Coupled with Sinaloa's decline is the restoration of the Juarez cartel, Hope notes. Juarez, along with La Linea, its enforcement wing, has reorganized and started to pursue some territorial control. A cell of La Linea members was apprehended in April while in possession of assault rifles, .30- and .50-caliber weapons, and a MANPAD antiaircraft missile.
Along with these evolving criminal dynamics, law enforcement in Chihuahua doesn't appear to have responded effectively to its own weaknesses or the state's ongoing criminal presence.
In the face of shocking drug-related violence in Ciudad Juarez between 2009 and 2011, many residents, government officials, and civil-society groups banded together in response, rolling out new polices that helped reduce insecurity, though the Sinaloa cartel's victory over its rivals in the area likely helped bring down the killing.
But it appears not enough has been done since then to stave off a return of that bloodshed.
"The underlying problem seems to be that Chihuahua rested on its laurels after the reduction of the violence between 2011 and 2014," Hope wrote.
"Among other things, the purification of police units was curbed," Hope added, noting that Corral himself has spoken of complicity between La Linea leaders and Chihuahua state police.
Corral's actions in his first weeks in office suggest he's willing to confront the violence that's seeping back into his state.
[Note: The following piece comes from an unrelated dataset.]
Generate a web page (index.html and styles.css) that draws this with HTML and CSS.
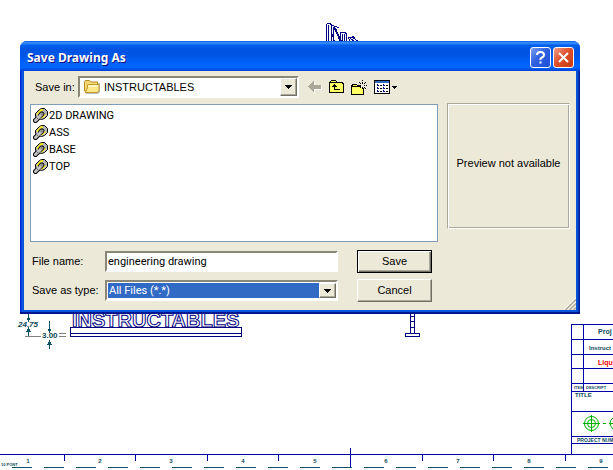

But halting that rise and preventing its return in the future will require officials at all levels overcome the complacency that's characterized past anticrime efforts.
"When violence seems to be going down, authorities love to take the credit, and they say, 'Well, it's because we're doing a great job, and the police are getting better trained, and we have better strategy' ... That's what we heard for two years," Shirk said, referring to the first two years of Peña Nieto's term, 2013 and 2014, when the country saw declines in violence.
"Well, when the numbers go up, it's like, what, did you suddenly stop doing those things? Did you suddenly stop running your police forces in the same way?" Shirk added. "And ... they don't quite know what to say."